(Written request)
Return a copy of each line that holds the string "index".

-=-=-=-=-

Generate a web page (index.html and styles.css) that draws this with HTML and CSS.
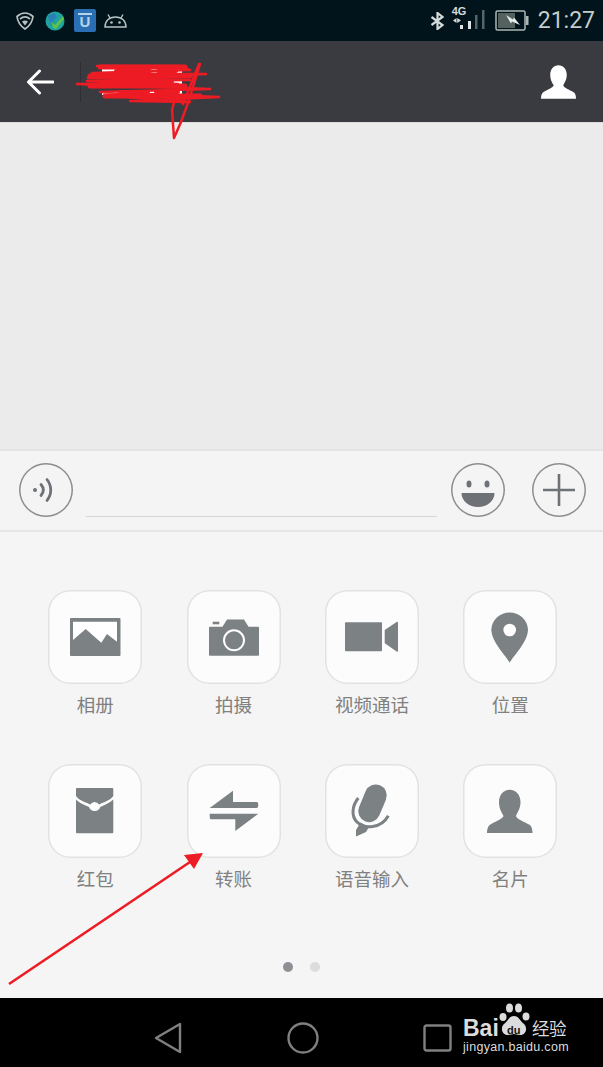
FILE: index.html
```html
<!DOCTYPE html>
<html lang="zh">
<head>
<meta charset="utf-8">
<title>聊天</title>
<link rel="stylesheet" href="styles.css">
</head>
<body>
<div class="page">
  <div class="status">
    <div class="status-left">
      <svg class="st-wifi" viewBox="0 0 18 19"><path d="M1 5.500C6 1 12 1 17 5.500C16.500 10 13.500 15 9 18C4.500 15 1.500 10 1 5.500Z" fill="none" stroke="#b9c2c2" stroke-width="1.700"/><path d="M4 8C7 5.500 11 5.500 14 8" fill="none" stroke="#b9c2c2" stroke-width="1.700"/><path d="M9 14.500L6 10.500C8 9.200 10 9.200 12 10.500Z" fill="#b9c2c2"/></svg>
      <svg class="st-globe" viewBox="0 0 20 20"><circle cx="10" cy="10" r="9.500" fill="#1fa3a0"/><path d="M3 5L9 2L12 6L8 10L10 15L6 14Z" fill="#2a7fb8"/><path d="M6 10L10 14L18 5L19 8L11 18L8 17Z" fill="#5cc24a"/></svg>
      <div class="st-u"><span class="st-u-glyph">U</span></div>
      <svg class="st-android" viewBox="0 0 23 15"><path d="M1 14C1 8 5 4 11.500 4C18 4 22 8 22 14Z" fill="none" stroke="#b9c2c2" stroke-width="1.400"/><path d="M6 5L4 1.500M17 5L19 1.500" stroke="#b9c2c2" stroke-width="1.400" fill="none"/><circle cx="7.500" cy="9.500" r="1.300" fill="#b9c2c2"/><circle cx="15.500" cy="9.500" r="1.300" fill="#b9c2c2"/></svg>
    </div>
    <div class="status-right">
      <svg class="st-bt" viewBox="0 0 15 18"><path d="M1.500 5L12.500 13L7.500 17V1L12.500 5L1.500 13" fill="none" stroke="#d5dbdb" stroke-width="2.200"/></svg>
      <div class="st-net">
        <span class="st-4g">4G</span>
        <svg class="st-bars" viewBox="0 0 34 22"><path d="M1 13.500L4.500 11V16ZM9 13.500L5.200 11V16Z" fill="#d5dbdb"/><rect x="8" y="18" width="3" height="4" fill="#dfe5e5"/><rect x="16" y="14" width="3" height="8" fill="#dfe5e5"/><rect x="23" y="8" width="2.500" height="14" fill="#53666a"/><rect x="30" y="3" width="2.500" height="19" fill="#53666a"/></svg>
      </div>
      <svg class="st-batt" viewBox="0 0 34 21"><rect x="1" y="1" width="29" height="19" rx="1.500" fill="none" stroke="#aeb7b7" stroke-width="1.500"/><rect x="3" y="3" width="17" height="15" fill="#53625f"/><rect x="31" y="6" width="2.500" height="9" fill="#aeb7b7"/><path d="M11 5L18 9.500L19 7.500L25 15L17 11.500L16 13.500Z" fill="#e6ebeb"/></svg>
      <span class="st-time">21:27</span>
    </div>
  </div>

  <header class="topbar">
    <svg class="back" viewBox="0 0 28 26"><path d="M27 13H3M13.500 2L2.500 13L13.500 24" fill="none" stroke="#fff" stroke-width="3" stroke-linecap="round" stroke-linejoin="round"/></svg>
    <div class="top-sep"></div>
    <div class="top-title"><span class="tb1"></span><span class="tb2"></span><span class="tb3"></span></div>
    <svg class="top-person" viewBox="24 25.700 45.500 43.300"><use href="#i-person" fill="#fff"/></svg>
  </header>

  <main class="chat"></main>

  <div class="inputbar">
    <div class="round">
      <svg viewBox="0 0 54 54"><circle cx="16" cy="27" r="2" fill="#6e7276"/><path d="M22 21.500C25 25 25 29 22 32.500M28 16.500C33 23 33 31 28 37.500" fill="none" stroke="#6e7276" stroke-width="2.800" stroke-linecap="round"/></svg>
    </div>
    <div class="field"></div>
    <div class="round">
      <svg viewBox="0 0 54 54"><ellipse cx="18" cy="21" rx="2.500" ry="3.500" fill="#6e7276"/><ellipse cx="36" cy="21" rx="2.500" ry="3.500" fill="#6e7276"/><path d="M10.500 30H43.500C43.500 38 36 44 27 44C18 44 10.500 38 10.500 30Z" fill="#6e7276"/></svg>
    </div>
    <div class="round round-plus">
      <svg viewBox="0 0 54 54"><path d="M27 11V43M11 27H43" stroke="#6e7276" stroke-width="2.600" fill="none"/></svg>
    </div>
  </div>

  <section class="panel">
    <div class="grid">
      <div class="item">
        <div class="tile"><svg viewBox="0 0 94 94"><rect x="22" y="28" width="50.500" height="38" rx="1" fill="#7c8184"/><path d="M25 31.700H69V51.700L59 44L53.300 52.700L37.700 39L25 50Z" fill="#fff"/></svg></div>
        <span class="label">相册</span>
      </div>
      <div class="item">
        <div class="tile"><svg viewBox="0 0 94 94"><path d="M23 36.700H35.500L40 29.500H57L61.500 36.700H71Q72 36.700 72 37.700V64.700Q72 65.700 71 65.700H23Q22 65.700 22 64.700V37.700Q22 36.700 23 36.700Z" fill="#7c8184"/><rect x="25.700" y="31.700" width="6.600" height="2.600" fill="#7c8184"/><circle cx="47" cy="50.300" r="10" fill="none" stroke="#fff" stroke-width="2"/></svg></div>
        <span class="label">拍摄</span>
      </div>
      <div class="item">
        <div class="tile"><svg viewBox="0 0 94 94"><rect x="20" y="32.300" width="37" height="29" rx="1" fill="#7c8184"/><path d="M59.700 40L72 31.700Q73 31.500 73 33V60.500Q73 62 72 61.700L59.700 53.300Z" fill="#7c8184"/></svg></div>
        <span class="label">视频通话</span>
      </div>
      <div class="item">
        <div class="tile"><svg viewBox="0 0 94 94"><path d="M46.700 72.700C44 67 28.300 52 28.300 39.500A18.400 18.400 0 0 1 65 39.500C65 52 49.500 67 46.700 72.700Z" fill="#7c8184"/><circle cx="46.700" cy="40" r="6.300" fill="#fff"/></svg></div>
        <span class="label">位置</span>
      </div>
      <div class="item">
        <div class="tile"><svg viewBox="0 0 94 94"><path d="M28 25Q28 24 29 24H64.300Q65.300 24 65.300 25V32C62 36.500 56 38 51 40.500A5 5 0 0 0 42.300 40.500C37.500 38 31 36.500 28 32Z" fill="#7c8184"/><path d="M28 35.500C31 39 37 41 41 43A6 6 0 0 0 52.300 43C56.500 41 62 39 65.300 35.500V68.300Q65.300 69.300 64.300 69.300H29Q28 69.300 28 68.300Z" fill="#7c8184"/><circle cx="46.700" cy="43" r="3.500" fill="#fff"/></svg></div>
        <span class="label">红包</span>
      </div>
      <div class="item">
        <div class="tile"><svg viewBox="0 0 94 94"><path d="M46 26.700V38H70Q71.300 38 71.300 41Q71.300 44 70 44H22.700Z" fill="#7c8184"/><path d="M22.700 49.700H71.300L48.300 67V55.300H24Q22.700 55.300 22.700 52.500Z" fill="#7c8184"/></svg></div>
        <span class="label">转账</span>
      </div>
      <div class="item">
        <div class="tile"><svg viewBox="0 0 94 94"><rect x="36.500" y="19.800" width="22" height="39" rx="11" transform="rotate(22.600 47.500 39.300)" fill="#7c8184"/><path d="M33.300 34C27 42 26 52 32 58C39 65 56 65 63.300 51.700" fill="none" stroke="#7c8184" stroke-width="3"/><path d="M35.500 58.500L44 63L41 68L31 72.500L31 66Z" fill="#7c8184"/></svg></div>
        <span class="label">语音输入</span>
      </div>
      <div class="item">
        <div class="tile"><svg viewBox="0 0 94 94"><symbol id="i-person" viewBox="0 0 94 94" width="94" height="94"><path d="M46.700 25.700C53 25.700 57.500 31 57.500 38C57.500 45 54 49 53 52C53.500 55 62 58 67 61C69 63 69.500 66 69.500 69H24C24 66 24.500 63 26.500 61C31 58 39.500 55 40.500 52C39 49 36 45 36 38C36 31 40.500 25.700 46.700 25.700Z"/></symbol><use href="#i-person" fill="#7c8184"/></svg></div>
        <span class="label">名片</span>
      </div>
    </div>
    <div class="dots"><span class="dot dot-on"></span><span class="dot"></span></div>
  </section>

  <nav class="navbar">
    <svg class="nav-back" viewBox="0 0 28 32"><path d="M26 2V30L2 16Z" fill="none" stroke="#808080" stroke-width="2.400" stroke-linejoin="round"/></svg>
    <svg class="nav-home" viewBox="0 0 32 32"><circle cx="16" cy="16" r="14.500" fill="none" stroke="#808080" stroke-width="2.400"/></svg>
    <svg class="nav-recent" viewBox="0 0 29 28"><rect x="1.500" y="1.500" width="26" height="25" rx="2" fill="none" stroke="#808080" stroke-width="2.400"/></svg>
  </nav>

  <div class="wm">
    <svg class="wm-paw" viewBox="0 0 34 36"><g fill="#dcdcdc"><ellipse cx="6" cy="15" rx="3.500" ry="4"/><ellipse cx="12.500" cy="6" rx="3.500" ry="4.500"/><ellipse cx="21.500" cy="6" rx="3.500" ry="4.500"/><ellipse cx="29" cy="14.500" rx="3.500" ry="4"/><path d="M17 14C22 14 23 19 27 22C31 26 29 33 23 33C20 33 19 32 17 32C15 32 14 33 11 33C5 33 3 26 7 22C11 19 12 14 17 14Z"/></g></svg>
    <div class="wm-row"><span class="wm-bai">Bai</span><span class="wm-du">du</span><span class="wm-jy">经验</span></div>
    <div class="wm-url">jingyan.baidu.com</div>
  </div>

  <svg class="ink" viewBox="0 0 603 1067">
    <g fill="none" stroke="#ed1c24" stroke-linejoin="round" stroke-linecap="round">
      <path stroke-width="2.500" d="M97 66L178 66L190 70L92 73L206 74L88 78L190 80L87 81L178 84L77 84L210 89L100 92L219 97L130 101L190 102L112 96L170 96"/>
      <path stroke-width="5" d="M100 67H185M90 76H190M90 86H185M105 96H200"/>
      <path stroke-width="4" d="M116 71H150M158 71H176M116 81.500H172M120 92H148M156 92H178"/>
      <path stroke-width="2.500" d="M200 64L189 100L181 122L174 138L172 110L176 95L183 104L199 64"/>
    </g>
    <path d="M9 984L190 862" fill="none" stroke="#ed1c24" stroke-width="2.600"/>
    <path d="M203 853L184 855L194 869Z" fill="#ed1c24"/>
  </svg>
</div>
</body>
</html>
```
FILE: styles.css
```css
* { box-sizing: border-box; }
html, body { margin: 0; padding: 0; }
body { font-family: "Noto Sans CJK SC", "Noto Sans", sans-serif; background: #000; }
.page { position: relative; width: 603px; height: 1067px; overflow: hidden; display: flex; flex-direction: column; }
svg { display: block; }

/* status bar */
.status { height: 41px; background: #01141b; display: flex; justify-content: space-between; align-items: center; padding: 0 8px 0 16px; flex: none; }
.status-left { display: flex; align-items: center; }
.status-right { display: flex; align-items: center; height: 41px; }
.st-wifi { width: 18px; height: 19px; margin-right: 11px; }
.st-globe { width: 20px; height: 20px; margin-right: 9px; }
.st-u { position: relative; width: 22px; height: 23px; border-radius: 2px; background: #2a6fb3; margin-right: 8px; display: flex; align-items: center; justify-content: center; padding-top: 2px; }
.st-u::before { content: ""; position: absolute; left: 4px; right: 4px; top: 4px; height: 2px; background: #b5d5e6; }
.st-u-glyph { font: 700 15px/1 "Liberation Sans", sans-serif; color: #b5d5e6; }
.st-android { width: 23px; height: 15px; }
.st-bt { width: 15px; height: 18px; margin-right: 7px; }
.st-net { position: relative; width: 34px; height: 22px; margin-right: 9px; align-self: flex-start; margin-top: 7px; }
.st-4g { position: absolute; left: 0; top: -1px; font: 700 11px/11px "Liberation Sans", sans-serif; color: #d5dbdb; }
.st-bars { position: absolute; left: 0; top: 0; width: 34px; height: 22px; }
.st-batt { width: 34px; height: 21px; margin-right: 9px; }
.st-time { font: 400 23px/26px Roboto, sans-serif; color: #c5cccc; }

/* header */
.topbar { height: 81px; background: #3a3b40; display: flex; align-items: center; padding: 0 27px 0 26px; flex: none; }
.back { width: 28px; height: 26px; }
.top-sep { width: 1px; height: 40px; background: #2e2f33; margin-left: 26px; }
.top-title { position: relative; width: 80px; height: 26px; margin-left: 21px; flex: none; display: flex; flex-direction: column; justify-content: space-between; }
.tb1, .tb2, .tb3 { display: block; height: 4px; background: #fff; }
.top-person { width: 35px; height: 34px; margin-left: auto; }

/* chat */
.chat { height: 327px; background: #ebebeb; border-top: 1px solid #dcdcdc; flex: none; }

/* input */
.inputbar { height: 83px; background: #f4f4f4; border-top: 2px solid #e4e4e4; border-bottom: 2px solid #e6e6e6; display: flex; align-items: center; padding: 0 17px 1px 19px; flex: none; }
.round { width: 54px; height: 54px; border-radius: 50%; box-shadow: inset 0 0 0 1.500px #8b8e90; flex: none; }
.round svg { width: 54px; height: 54px; }
.field { width: 351px; height: 54px; margin: 0 14px 0 13px; border-bottom: 1px solid #d6d6d6; flex: none; }
.round-plus { margin-left: 27px; }

/* panel */
.panel { height: 466px; background: #f5f5f5; padding: 58px 46px 0 48.300px; flex: none; }
.grid { display: grid; grid-template-columns: repeat(4, 94px); grid-auto-rows: 174px; column-gap: 44.300px; height: 348px; }
.item { display: flex; flex-direction: column; align-items: center; }
.tile { width: 94px; height: 94px; border-radius: 22px; background: #fcfcfc; box-shadow: inset 0 0 0 1.500px #e2e2e2; flex: none; }
.tile svg { width: 94px; height: 94px; }
.label { margin-top: 7px; font-size: 18.500px; line-height: 26px; color: #808080; white-space: nowrap; }
.dots { display: flex; justify-content: center; gap: 17px; margin: 24px 0 0 -3px; }
.dot { width: 10px; height: 10px; border-radius: 50%; background: #dcdcdc; }
.dot-on { background: #8e9095; }

/* nav */
.navbar { flex: 1; background: #000; display: flex; align-items: center; padding: 10px 0 0 154px; }
.nav-back { width: 28px; height: 32px; }
.nav-home { width: 32px; height: 32px; margin-left: 105px; }
.nav-recent { width: 29px; height: 28px; margin-left: 104px; }

/* watermark over the nav bar */
.wm { position: absolute; left: 462px; top: 1002px; width: 110px; height: 56px; color: #dcdcdc; }
.wm-paw { position: absolute; left: 35px; top: 0; width: 34px; height: 36px; }
.wm-row { position: absolute; left: 1px; top: 14px; display: flex; align-items: center; height: 24px; }
.wm-bai { font: 700 23px/24px "Liberation Sans", sans-serif; width: 40px; }
.wm-du { position: absolute; left: 44px; top: 8px; font: 700 11px/12px "Liberation Sans", sans-serif; color: #111; }
.wm-jy { font-size: 17.500px; line-height: 24px; margin-left: 29px; white-space: nowrap; letter-spacing: -0.500px; }
.wm-url { position: absolute; left: 1px; top: 37px; font: 400 12.500px/16px "Liberation Sans", sans-serif; letter-spacing: 0.300px; white-space: nowrap; }

/* hand-drawn red marks on top of the screenshot */
.ink { position: absolute; left: 0; top: 0; width: 603px; height: 1067px; pointer-events: none; }
```
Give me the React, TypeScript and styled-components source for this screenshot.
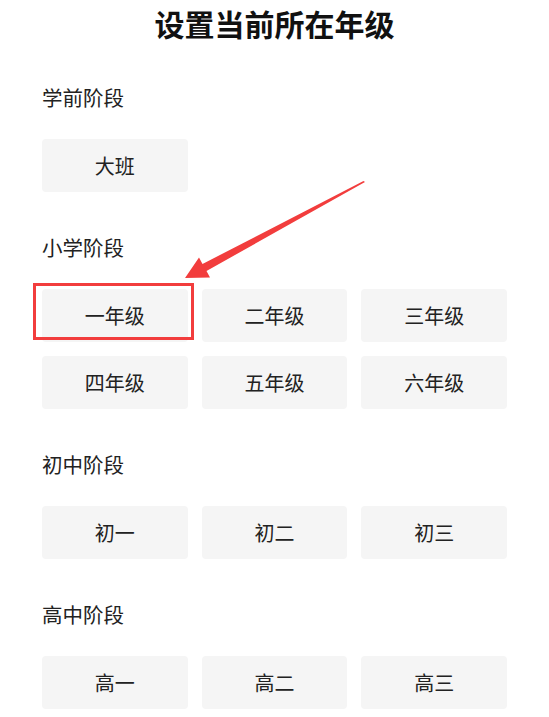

-=-=-=-=-

(Result of this task)
Generate a web page (index.html and styles.css) that draws this with HTML and CSS.
FILE: index.html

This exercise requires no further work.